### Exercise details
Gather each line of the entries below that includes "this".

--- BEGIN ---

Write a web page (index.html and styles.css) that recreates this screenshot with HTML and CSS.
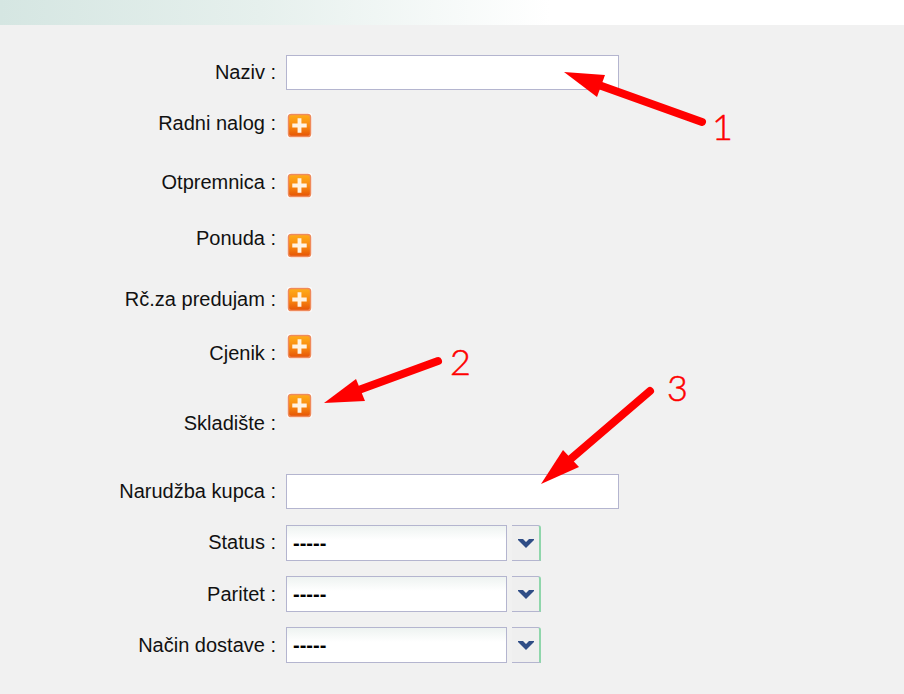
FILE: index.html
```html
<!DOCTYPE html>
<html lang="hr">
<head>
    <meta charset="UTF-8">
    <meta name="viewport" content="width=device-width, initial-scale=1.0">
    <title>Dokument</title>
    <link rel="stylesheet" href="styles.css">
</head>
<body>
    <svg width="0" height="0" class="defs">
        <defs>
            <linearGradient id="orange" x1="0" y1="0" x2="0" y2="1">
                <stop offset="0" stop-color="#ffae1a"/>
                <stop offset="0.55" stop-color="#f8860e"/>
                <stop offset="1" stop-color="#e55205"/>
            </linearGradient>
            <symbol id="plus" viewBox="0 0 26 26">
                <rect x="0" y="0" width="26" height="26" rx="2" fill="#fff" fill-opacity="0.75"/>
                <rect x="1.5" y="1.5" width="23" height="23" rx="3" fill="url(#orange)" stroke="#ee8a5c" stroke-width="1.5"/>
                <path d="M11 5.5h4V11h5.5v4H15v5.5h-4V15H5.5v-4H11z" fill="#fff3e2"/>
            </symbol>
        </defs>
    </svg>

    <div class="top-bar"></div>

    <form class="doc-form">
        <label class="lbl lbl-7">Naziv :</label>
        <div><input type="text" class="txt"></div>

        <label class="lbl lbl-1">Radni nalog :</label>
        <div><svg class="add"><use href="#plus"/></svg></div>

        <label class="lbl">Otpremnica :</label>
        <div><svg class="add"><use href="#plus"/></svg></div>

        <label class="lbl">Ponuda :</label>
        <div class="add-down"><svg class="add"><use href="#plus"/></svg></div>

        <label class="lbl lbl-3">Rč.za predujam :</label>
        <div><svg class="add"><use href="#plus"/></svg></div>

        <label class="lbl lbl-10">Cjenik :</label>
        <div><svg class="add"><use href="#plus"/></svg></div>

        <label class="lbl lbl-21">Skladište :</label>
        <div><svg class="add"><use href="#plus"/></svg></div>

        <label class="lbl lbl-7">Narudžba kupca :</label>
        <div><input type="text" class="txt"></div>

        <label class="lbl lbl-7">Status :</label>
        <div class="combo">
            <div class="combo-val">-----</div>
            <div class="combo-btn"><svg width="16" height="9" viewBox="0 0 16 9"><path d="M0 0h5l3 3 3-3h5v1L8 9 0 1z" fill="#2f4d86"/></svg></div>
        </div>

        <label class="lbl lbl-8">Paritet :</label>
        <div class="combo">
            <div class="combo-val">-----</div>
            <div class="combo-btn"><svg width="16" height="9" viewBox="0 0 16 9"><path d="M0 0h5l3 3 3-3h5v1L8 9 0 1z" fill="#2f4d86"/></svg></div>
        </div>

        <label class="lbl lbl-8">Način dostave :</label>
        <div class="combo">
            <div class="combo-val">-----</div>
            <div class="combo-btn"><svg width="16" height="9" viewBox="0 0 16 9"><path d="M0 0h5l3 3 3-3h5v1L8 9 0 1z" fill="#2f4d86"/></svg></div>
        </div>
    </form>

    <!-- Annotations drawn over the form -->
    <svg class="notes" width="904" height="694" viewBox="0 0 904 694">
        <g class="arrow">
            <line x1="702" y1="122" x2="596" y2="84"/>
            <polygon points="564,72 605,75 597,97"/>
            <line x1="438" y1="361" x2="356" y2="391"/>
            <polygon points="324,403 356,379 365,401"/>
            <line x1="650" y1="391" x2="566" y2="463"/>
            <polygon points="541,484 563,450 579,467"/>
        </g>
        <text x="712" y="140" class="num">1</text>
        <text x="450" y="375" class="num">2</text>
        <text x="667" y="401" class="num">3</text>
    </svg>
</body>
</html>
```

FILE: styles.css
```css
html, body {
    margin: 0;
    height: 100%;
    background: #f1f1f1;
}
body {
    position: relative;
    overflow: hidden;
    font-family: "Liberation Sans", Arial, sans-serif;
    font-size: 20px;
    color: #111;
}
.defs {
    position: absolute;
}
.top-bar {
    height: 25px;
    background: linear-gradient(to right, #d5e6e2 0, #e6f0ed 260px, #ffffff 550px);
}
.doc-form {
    display: grid;
    grid-template-columns: 276px 1fr;
    grid-template-rows: 57px 60px 56px 58px 47px 59px 82px 51px 51px 51px auto;
    column-gap: 10px;
    padding-top: 30px;
}
.lbl {
    text-align: right;
    line-height: 20px;
    white-space: nowrap;
}
/* Labels do not line up with their field in the old table, offsets per row */
.lbl-1 { padding-top: 1px; }
.lbl-3 { padding-top: 3px; }
.lbl-7 { padding-top: 7px; }
.lbl-8 { padding-top: 8px; }
.lbl-10 { padding-top: 10px; }
.lbl-21 { padding-top: 21px; }

.txt {
    display: block;
    box-sizing: border-box;
    width: 333px;
    height: 35px;
    margin: 0;
    padding: 0 6px;
    border: 1px solid #b4b5cf;
    background: #fff;
    outline: none;
}
.add {
    display: block;
    width: 25px;
    height: 25px;
    margin: 1px 0 0 1px;
}
.add-down {
    padding-top: 4px;
}
.combo {
    display: flex;
    align-items: flex-start;
    gap: 5px;
}
.combo-val {
    box-sizing: border-box;
    width: 221px;
    height: 36px;
    padding-left: 6px;
    border: 1px solid #b4b5cf;
    background: linear-gradient(to bottom, #eef3f1 0, #ffffff 14px);
    font-size: 20px;
    font-weight: bold;
    line-height: 35px;
    color: #000;
}
.combo-btn {
    box-sizing: border-box;
    display: flex;
    align-items: center;
    justify-content: center;
    width: 29px;
    height: 36px;
    border-top: 1px solid #b4b5cf;
    border-bottom: 1px solid #b4b5cf;
    border-right: 2px solid #8fd6ab;
    border-top-right-radius: 3px;
    background: #efefef;
}
.notes {
    position: absolute;
    top: 0;
    left: 0;
}
.arrow line {
    stroke: #ff0000;
    stroke-width: 8;
    stroke-linecap: round;
}
.arrow polygon {
    fill: #ff0000;
}
.num {
    font-family: Lato, sans-serif;
    font-weight: 300;
    font-size: 36px;
    fill: #ff0000;
    stroke: #ff0000;
    stroke-width: 0.5;
}
```
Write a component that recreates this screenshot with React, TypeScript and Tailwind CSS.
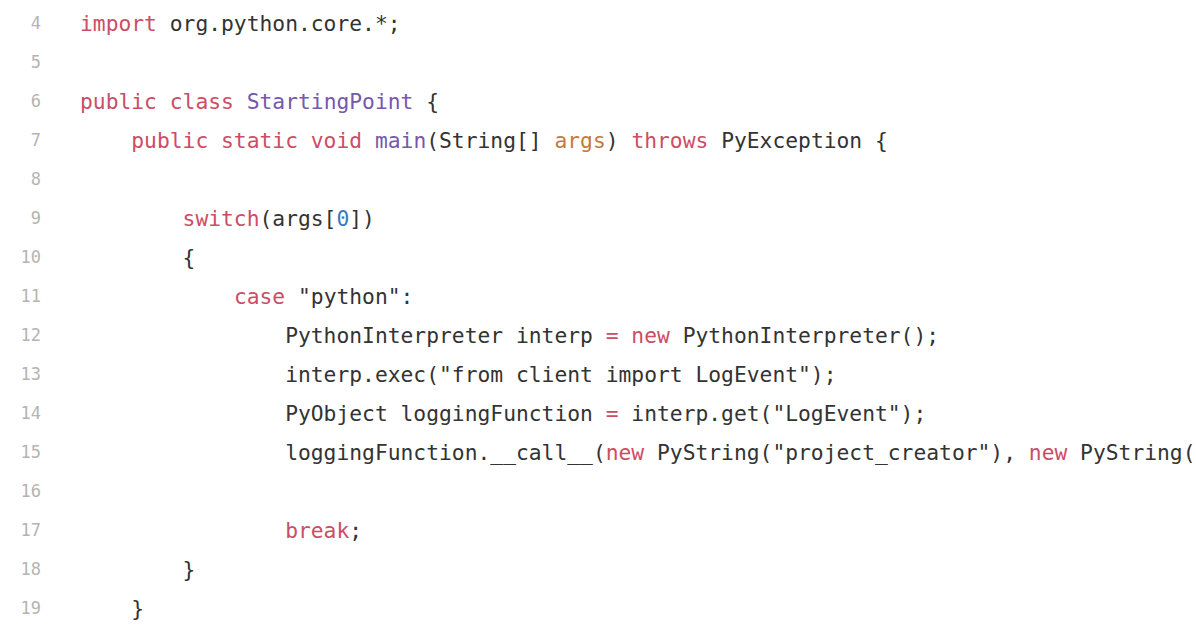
type Tok = [string, string?];

const K = "text-[#cc4d66]"; // keyword
const T = "text-[#7558ad]"; // type / function
const P = "text-[#c27a35]"; // param
const N = "text-[#3a78c2]"; // number

const lines: { n: number; indent: number; toks: Tok[] }[] = [
  { n: 4, indent: 0, toks: [["import", K], [" org.python.core.*;"]] },
  { n: 5, indent: 0, toks: [] },
  { n: 6, indent: 0, toks: [["public class", K], [" "], ["StartingPoint", T], [" {"]] },
  {
    n: 7,
    indent: 4,
    toks: [
      ["public static void", K],
      [" "],
      ["main", T],
      ["(String[] "],
      ["args", P],
      [") "],
      ["throws", K],
      [" PyException {"],
    ],
  },
  { n: 8, indent: 0, toks: [] },
  { n: 9, indent: 8, toks: [["switch", K], ["(args["], ["0", N], ["])"]] },
  { n: 10, indent: 8, toks: [["{"]] },
  { n: 11, indent: 12, toks: [["case", K], [' "python":']] },
  {
    n: 12,
    indent: 16,
    toks: [["PythonInterpreter interp "], ["= new", K], [" PythonInterpreter();"]],
  },
  { n: 13, indent: 16, toks: [['interp.exec("from client import LogEvent");']] },
  {
    n: 14,
    indent: 16,
    toks: [["PyObject loggingFunction "], ["=", K], [' interp.get("LogEvent");']],
  },
  {
    n: 15,
    indent: 16,
    toks: [
      ["loggingFunction.__call__("],
      ["new", K],
      [' PyString("project_creator"), '],
      ["new", K],
      [' PyString("")'],
    ],
  },
  { n: 16, indent: 0, toks: [] },
  { n: 17, indent: 16, toks: [["break", K], [";"]] },
  { n: 18, indent: 8, toks: [["}"]] },
  { n: 19, indent: 4, toks: [["}"]] },
];

export default function App() {
  return (
    <div className="w-[1196px] h-[628px] overflow-hidden bg-white pt-[4px] font-['DejaVu_Sans_Mono',monospace]">
      {lines.map((l) => (
        <div key={l.n} className="flex h-[39px] items-center whitespace-pre">
          <div className="w-[41px] shrink-0 text-right text-[17px] text-[#b4b4b4]">{l.n}</div>
          <div className="ml-[39px] text-[21.3px] text-[#333333]">
            {" ".repeat(l.indent)}
            {l.toks.map((t, i) => (
              <span key={i} className={t[1]}>
                {t[0]}
              </span>
            ))}
          </div>
        </div>
      ))}
    </div>
  );
}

--- END ---

### Answer to the exercise
Write a web page (index.html and styles.css) that recreates this screenshot with HTML and CSS.
Write a component that recreates this screenshot with React, TypeScript and Tailwind CSS.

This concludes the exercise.